Brief:
Going through the material below, please gather all lines with the word "screenshot" in them.

Records:

▽

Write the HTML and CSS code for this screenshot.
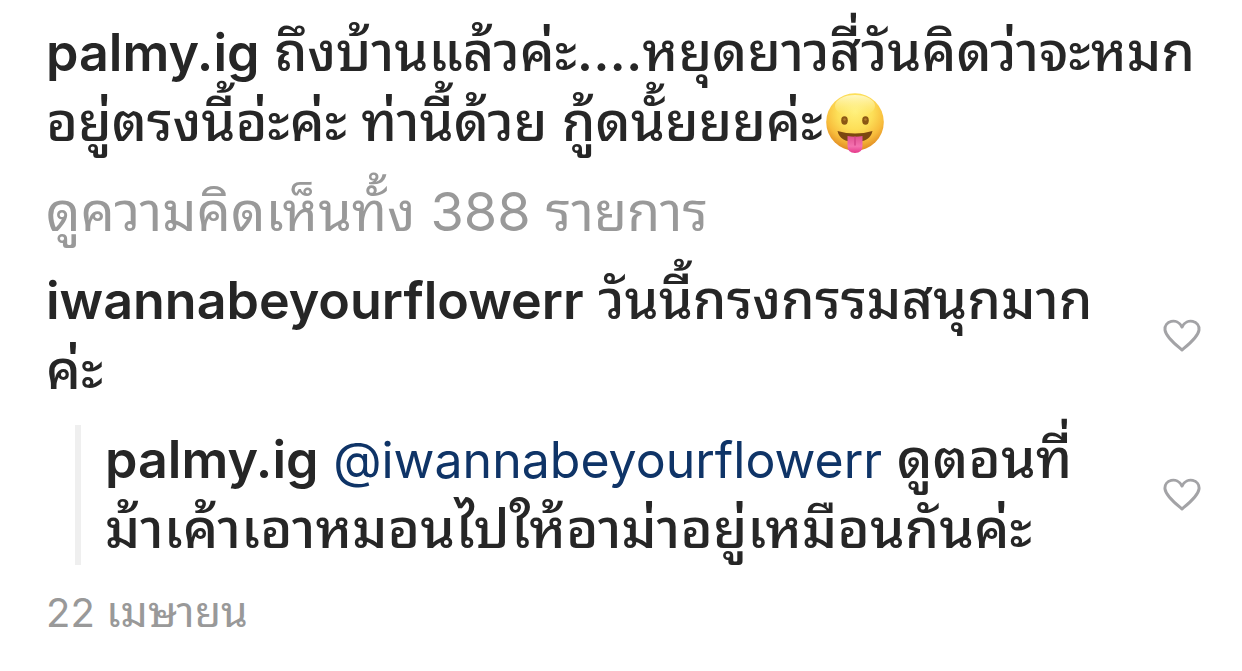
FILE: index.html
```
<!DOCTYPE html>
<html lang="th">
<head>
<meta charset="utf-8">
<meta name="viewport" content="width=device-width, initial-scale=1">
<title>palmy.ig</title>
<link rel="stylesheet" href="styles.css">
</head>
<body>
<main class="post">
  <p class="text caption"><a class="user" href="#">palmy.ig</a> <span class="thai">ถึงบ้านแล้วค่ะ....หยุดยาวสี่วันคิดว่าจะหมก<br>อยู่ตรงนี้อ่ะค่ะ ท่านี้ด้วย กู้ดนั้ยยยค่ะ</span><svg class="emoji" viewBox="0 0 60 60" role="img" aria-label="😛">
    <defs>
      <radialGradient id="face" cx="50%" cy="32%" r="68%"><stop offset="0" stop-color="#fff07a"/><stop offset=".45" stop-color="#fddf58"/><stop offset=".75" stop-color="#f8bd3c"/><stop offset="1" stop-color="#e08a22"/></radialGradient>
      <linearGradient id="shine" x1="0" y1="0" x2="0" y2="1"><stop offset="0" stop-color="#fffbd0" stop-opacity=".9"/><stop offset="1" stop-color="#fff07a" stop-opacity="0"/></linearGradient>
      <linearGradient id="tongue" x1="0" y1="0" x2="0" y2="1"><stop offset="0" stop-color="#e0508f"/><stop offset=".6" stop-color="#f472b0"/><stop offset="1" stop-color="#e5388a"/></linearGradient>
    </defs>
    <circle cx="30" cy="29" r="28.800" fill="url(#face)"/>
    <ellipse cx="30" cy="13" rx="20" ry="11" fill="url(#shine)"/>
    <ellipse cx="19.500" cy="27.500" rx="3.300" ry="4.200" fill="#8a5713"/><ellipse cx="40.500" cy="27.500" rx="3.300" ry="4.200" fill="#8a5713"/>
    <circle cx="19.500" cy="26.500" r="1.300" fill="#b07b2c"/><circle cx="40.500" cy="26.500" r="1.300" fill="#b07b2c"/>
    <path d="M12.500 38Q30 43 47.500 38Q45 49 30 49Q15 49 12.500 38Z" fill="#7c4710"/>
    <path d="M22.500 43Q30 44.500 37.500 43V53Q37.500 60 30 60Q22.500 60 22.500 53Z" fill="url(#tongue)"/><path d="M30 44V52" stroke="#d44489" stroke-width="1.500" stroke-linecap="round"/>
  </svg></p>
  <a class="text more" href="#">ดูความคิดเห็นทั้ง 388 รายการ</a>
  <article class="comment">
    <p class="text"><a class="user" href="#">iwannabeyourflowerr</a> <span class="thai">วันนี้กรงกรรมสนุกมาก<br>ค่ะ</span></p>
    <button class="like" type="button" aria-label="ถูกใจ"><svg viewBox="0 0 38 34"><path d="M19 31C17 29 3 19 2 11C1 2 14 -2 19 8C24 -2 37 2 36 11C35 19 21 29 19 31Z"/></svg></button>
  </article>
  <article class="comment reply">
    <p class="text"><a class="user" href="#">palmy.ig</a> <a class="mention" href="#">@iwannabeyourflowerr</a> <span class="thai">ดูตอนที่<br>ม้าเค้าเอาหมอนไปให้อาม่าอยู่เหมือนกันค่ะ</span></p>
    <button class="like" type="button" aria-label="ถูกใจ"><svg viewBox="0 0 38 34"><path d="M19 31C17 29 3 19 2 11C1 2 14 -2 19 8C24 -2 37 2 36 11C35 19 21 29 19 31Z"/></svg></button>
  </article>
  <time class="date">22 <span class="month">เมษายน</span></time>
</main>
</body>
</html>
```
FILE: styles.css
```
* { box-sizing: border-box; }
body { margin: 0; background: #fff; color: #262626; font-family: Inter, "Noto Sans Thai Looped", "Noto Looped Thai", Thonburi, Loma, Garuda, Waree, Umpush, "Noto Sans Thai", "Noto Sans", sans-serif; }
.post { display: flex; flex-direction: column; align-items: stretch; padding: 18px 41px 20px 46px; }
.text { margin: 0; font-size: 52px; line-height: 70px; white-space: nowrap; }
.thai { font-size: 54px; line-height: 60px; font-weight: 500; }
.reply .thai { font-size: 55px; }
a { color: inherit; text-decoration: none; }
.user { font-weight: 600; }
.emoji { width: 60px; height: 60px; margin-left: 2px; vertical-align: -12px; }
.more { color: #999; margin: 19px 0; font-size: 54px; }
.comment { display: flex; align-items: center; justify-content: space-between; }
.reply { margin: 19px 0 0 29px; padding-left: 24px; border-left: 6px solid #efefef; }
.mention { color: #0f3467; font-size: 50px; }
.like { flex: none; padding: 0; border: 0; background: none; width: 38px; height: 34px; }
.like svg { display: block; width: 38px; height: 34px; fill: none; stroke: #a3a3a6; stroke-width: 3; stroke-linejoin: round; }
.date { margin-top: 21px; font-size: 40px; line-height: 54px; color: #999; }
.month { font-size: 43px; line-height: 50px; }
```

△
▽

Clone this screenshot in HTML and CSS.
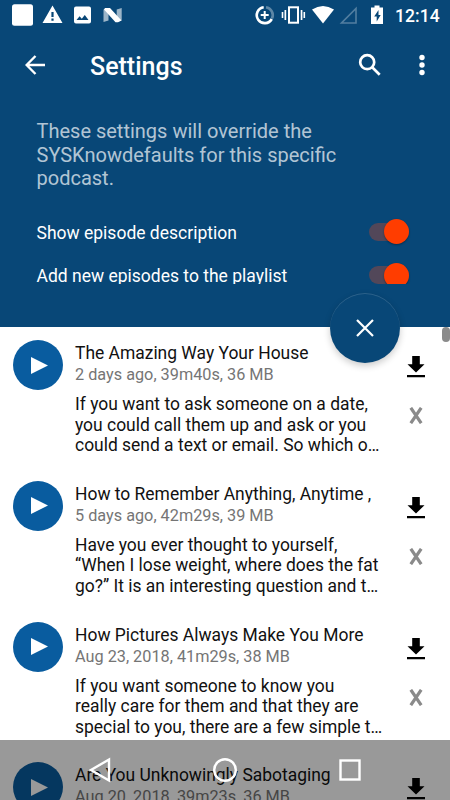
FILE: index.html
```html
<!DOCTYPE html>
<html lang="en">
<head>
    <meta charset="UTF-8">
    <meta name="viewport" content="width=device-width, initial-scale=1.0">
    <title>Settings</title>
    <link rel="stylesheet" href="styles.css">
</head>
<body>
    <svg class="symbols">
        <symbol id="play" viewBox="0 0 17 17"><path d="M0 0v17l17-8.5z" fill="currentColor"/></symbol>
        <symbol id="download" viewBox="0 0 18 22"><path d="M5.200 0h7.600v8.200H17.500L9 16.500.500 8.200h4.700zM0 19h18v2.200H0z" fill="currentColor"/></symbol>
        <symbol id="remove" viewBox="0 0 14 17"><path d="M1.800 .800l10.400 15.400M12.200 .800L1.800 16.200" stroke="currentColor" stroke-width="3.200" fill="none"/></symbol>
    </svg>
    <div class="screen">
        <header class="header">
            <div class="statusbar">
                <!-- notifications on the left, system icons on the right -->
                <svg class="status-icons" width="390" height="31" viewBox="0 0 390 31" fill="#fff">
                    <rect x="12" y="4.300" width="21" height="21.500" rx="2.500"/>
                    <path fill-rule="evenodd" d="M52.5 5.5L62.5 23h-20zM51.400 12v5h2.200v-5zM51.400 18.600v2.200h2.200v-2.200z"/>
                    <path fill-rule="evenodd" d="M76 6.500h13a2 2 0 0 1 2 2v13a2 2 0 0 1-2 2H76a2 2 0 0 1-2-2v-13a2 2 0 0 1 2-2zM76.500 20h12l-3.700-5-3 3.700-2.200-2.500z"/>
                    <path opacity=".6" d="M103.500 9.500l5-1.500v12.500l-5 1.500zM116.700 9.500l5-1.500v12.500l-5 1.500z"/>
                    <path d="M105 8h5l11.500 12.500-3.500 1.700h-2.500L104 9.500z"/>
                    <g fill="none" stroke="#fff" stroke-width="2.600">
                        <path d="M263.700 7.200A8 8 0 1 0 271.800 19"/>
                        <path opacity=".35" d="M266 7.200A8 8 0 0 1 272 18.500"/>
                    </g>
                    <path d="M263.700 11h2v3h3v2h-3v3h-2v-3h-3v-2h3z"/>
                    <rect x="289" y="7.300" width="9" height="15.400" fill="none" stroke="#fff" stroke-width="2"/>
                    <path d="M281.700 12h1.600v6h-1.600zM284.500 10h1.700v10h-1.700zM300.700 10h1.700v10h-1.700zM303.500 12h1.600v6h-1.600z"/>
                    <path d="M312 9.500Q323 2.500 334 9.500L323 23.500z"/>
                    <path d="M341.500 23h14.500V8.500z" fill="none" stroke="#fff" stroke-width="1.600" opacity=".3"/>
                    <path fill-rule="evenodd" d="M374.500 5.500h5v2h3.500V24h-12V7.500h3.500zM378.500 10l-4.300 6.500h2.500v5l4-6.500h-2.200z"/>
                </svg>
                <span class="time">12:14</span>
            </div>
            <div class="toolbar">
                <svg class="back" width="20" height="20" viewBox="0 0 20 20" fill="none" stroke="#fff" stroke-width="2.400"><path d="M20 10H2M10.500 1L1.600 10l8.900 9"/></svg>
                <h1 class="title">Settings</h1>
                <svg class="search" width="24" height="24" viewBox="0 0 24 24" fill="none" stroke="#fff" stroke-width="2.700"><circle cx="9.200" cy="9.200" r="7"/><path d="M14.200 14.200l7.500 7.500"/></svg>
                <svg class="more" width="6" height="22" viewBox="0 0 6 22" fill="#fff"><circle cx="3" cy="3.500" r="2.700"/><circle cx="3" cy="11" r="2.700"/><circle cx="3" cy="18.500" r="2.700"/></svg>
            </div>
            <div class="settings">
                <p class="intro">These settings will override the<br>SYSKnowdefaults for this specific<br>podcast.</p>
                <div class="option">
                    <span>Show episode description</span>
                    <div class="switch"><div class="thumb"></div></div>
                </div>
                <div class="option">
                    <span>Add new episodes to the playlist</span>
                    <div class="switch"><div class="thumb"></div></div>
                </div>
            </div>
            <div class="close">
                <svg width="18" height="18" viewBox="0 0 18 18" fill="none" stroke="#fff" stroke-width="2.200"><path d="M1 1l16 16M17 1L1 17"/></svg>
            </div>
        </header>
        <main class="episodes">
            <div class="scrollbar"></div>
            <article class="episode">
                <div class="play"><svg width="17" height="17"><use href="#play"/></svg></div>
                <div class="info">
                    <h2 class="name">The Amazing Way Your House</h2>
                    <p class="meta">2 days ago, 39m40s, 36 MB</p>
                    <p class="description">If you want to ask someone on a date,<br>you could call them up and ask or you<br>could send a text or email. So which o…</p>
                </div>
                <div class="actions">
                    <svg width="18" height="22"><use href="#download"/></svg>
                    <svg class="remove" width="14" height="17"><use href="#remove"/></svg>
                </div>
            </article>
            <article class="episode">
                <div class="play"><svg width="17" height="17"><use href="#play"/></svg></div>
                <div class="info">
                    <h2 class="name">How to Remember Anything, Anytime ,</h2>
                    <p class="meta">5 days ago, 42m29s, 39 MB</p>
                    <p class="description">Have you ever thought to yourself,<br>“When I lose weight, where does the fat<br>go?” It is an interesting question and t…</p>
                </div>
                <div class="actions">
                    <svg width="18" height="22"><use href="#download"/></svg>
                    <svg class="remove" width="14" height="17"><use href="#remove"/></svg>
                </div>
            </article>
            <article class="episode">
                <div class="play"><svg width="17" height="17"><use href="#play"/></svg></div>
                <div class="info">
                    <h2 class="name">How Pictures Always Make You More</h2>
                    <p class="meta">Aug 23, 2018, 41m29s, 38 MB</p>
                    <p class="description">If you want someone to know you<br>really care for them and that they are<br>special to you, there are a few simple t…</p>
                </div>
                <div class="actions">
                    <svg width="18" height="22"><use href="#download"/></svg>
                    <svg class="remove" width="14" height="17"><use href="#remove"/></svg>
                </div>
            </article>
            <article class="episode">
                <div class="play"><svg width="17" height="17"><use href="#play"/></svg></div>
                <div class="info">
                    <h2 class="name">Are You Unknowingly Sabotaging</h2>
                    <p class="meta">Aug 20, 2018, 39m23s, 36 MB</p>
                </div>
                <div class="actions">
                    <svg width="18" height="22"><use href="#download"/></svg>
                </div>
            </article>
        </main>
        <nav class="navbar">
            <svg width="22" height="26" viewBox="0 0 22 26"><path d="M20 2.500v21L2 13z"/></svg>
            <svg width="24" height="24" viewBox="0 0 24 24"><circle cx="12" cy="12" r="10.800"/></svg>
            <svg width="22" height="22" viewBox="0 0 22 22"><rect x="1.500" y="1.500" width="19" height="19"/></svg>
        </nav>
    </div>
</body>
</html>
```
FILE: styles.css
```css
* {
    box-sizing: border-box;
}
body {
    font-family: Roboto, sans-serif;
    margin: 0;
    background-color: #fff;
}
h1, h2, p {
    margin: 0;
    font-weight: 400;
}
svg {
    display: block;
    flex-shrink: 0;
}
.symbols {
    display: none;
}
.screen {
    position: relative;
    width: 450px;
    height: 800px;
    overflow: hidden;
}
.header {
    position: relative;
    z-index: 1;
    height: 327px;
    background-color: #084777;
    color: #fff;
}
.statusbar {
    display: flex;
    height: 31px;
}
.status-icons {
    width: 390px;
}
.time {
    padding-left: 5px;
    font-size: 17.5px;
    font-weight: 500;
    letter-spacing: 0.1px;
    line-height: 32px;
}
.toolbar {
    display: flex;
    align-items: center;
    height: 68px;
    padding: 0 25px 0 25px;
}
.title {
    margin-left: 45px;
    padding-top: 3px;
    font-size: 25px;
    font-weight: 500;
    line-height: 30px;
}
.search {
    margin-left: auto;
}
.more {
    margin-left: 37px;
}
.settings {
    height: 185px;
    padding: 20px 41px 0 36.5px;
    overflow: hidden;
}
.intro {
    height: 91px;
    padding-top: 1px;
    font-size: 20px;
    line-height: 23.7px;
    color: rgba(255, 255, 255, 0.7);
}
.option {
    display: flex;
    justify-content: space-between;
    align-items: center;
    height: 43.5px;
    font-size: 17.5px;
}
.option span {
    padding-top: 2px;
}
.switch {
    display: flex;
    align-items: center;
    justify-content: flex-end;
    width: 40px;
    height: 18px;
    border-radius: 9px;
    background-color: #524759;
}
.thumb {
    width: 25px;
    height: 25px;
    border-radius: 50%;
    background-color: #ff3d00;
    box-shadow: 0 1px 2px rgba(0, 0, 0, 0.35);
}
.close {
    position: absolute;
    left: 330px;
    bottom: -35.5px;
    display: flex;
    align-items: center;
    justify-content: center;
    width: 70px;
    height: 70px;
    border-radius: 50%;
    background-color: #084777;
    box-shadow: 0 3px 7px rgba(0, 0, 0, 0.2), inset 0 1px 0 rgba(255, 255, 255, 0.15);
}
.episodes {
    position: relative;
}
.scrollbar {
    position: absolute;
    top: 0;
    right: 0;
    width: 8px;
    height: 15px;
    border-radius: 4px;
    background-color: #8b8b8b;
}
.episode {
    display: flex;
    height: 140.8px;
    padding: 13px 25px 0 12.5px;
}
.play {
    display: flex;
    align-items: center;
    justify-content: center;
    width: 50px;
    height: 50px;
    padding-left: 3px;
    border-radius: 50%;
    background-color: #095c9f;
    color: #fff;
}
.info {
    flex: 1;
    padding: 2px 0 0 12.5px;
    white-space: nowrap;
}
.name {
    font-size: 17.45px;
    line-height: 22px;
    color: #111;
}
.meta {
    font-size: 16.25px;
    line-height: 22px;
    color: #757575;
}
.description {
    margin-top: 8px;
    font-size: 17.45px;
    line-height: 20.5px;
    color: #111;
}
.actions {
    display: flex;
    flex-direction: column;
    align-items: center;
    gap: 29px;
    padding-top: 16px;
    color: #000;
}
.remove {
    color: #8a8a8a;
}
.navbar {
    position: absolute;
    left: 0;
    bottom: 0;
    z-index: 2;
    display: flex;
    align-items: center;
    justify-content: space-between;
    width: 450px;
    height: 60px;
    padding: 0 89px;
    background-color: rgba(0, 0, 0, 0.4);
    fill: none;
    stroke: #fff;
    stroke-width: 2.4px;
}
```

△

Answer to the exercise:
Write the HTML and CSS code for this screenshot.
Clone this screenshot in HTML and CSS.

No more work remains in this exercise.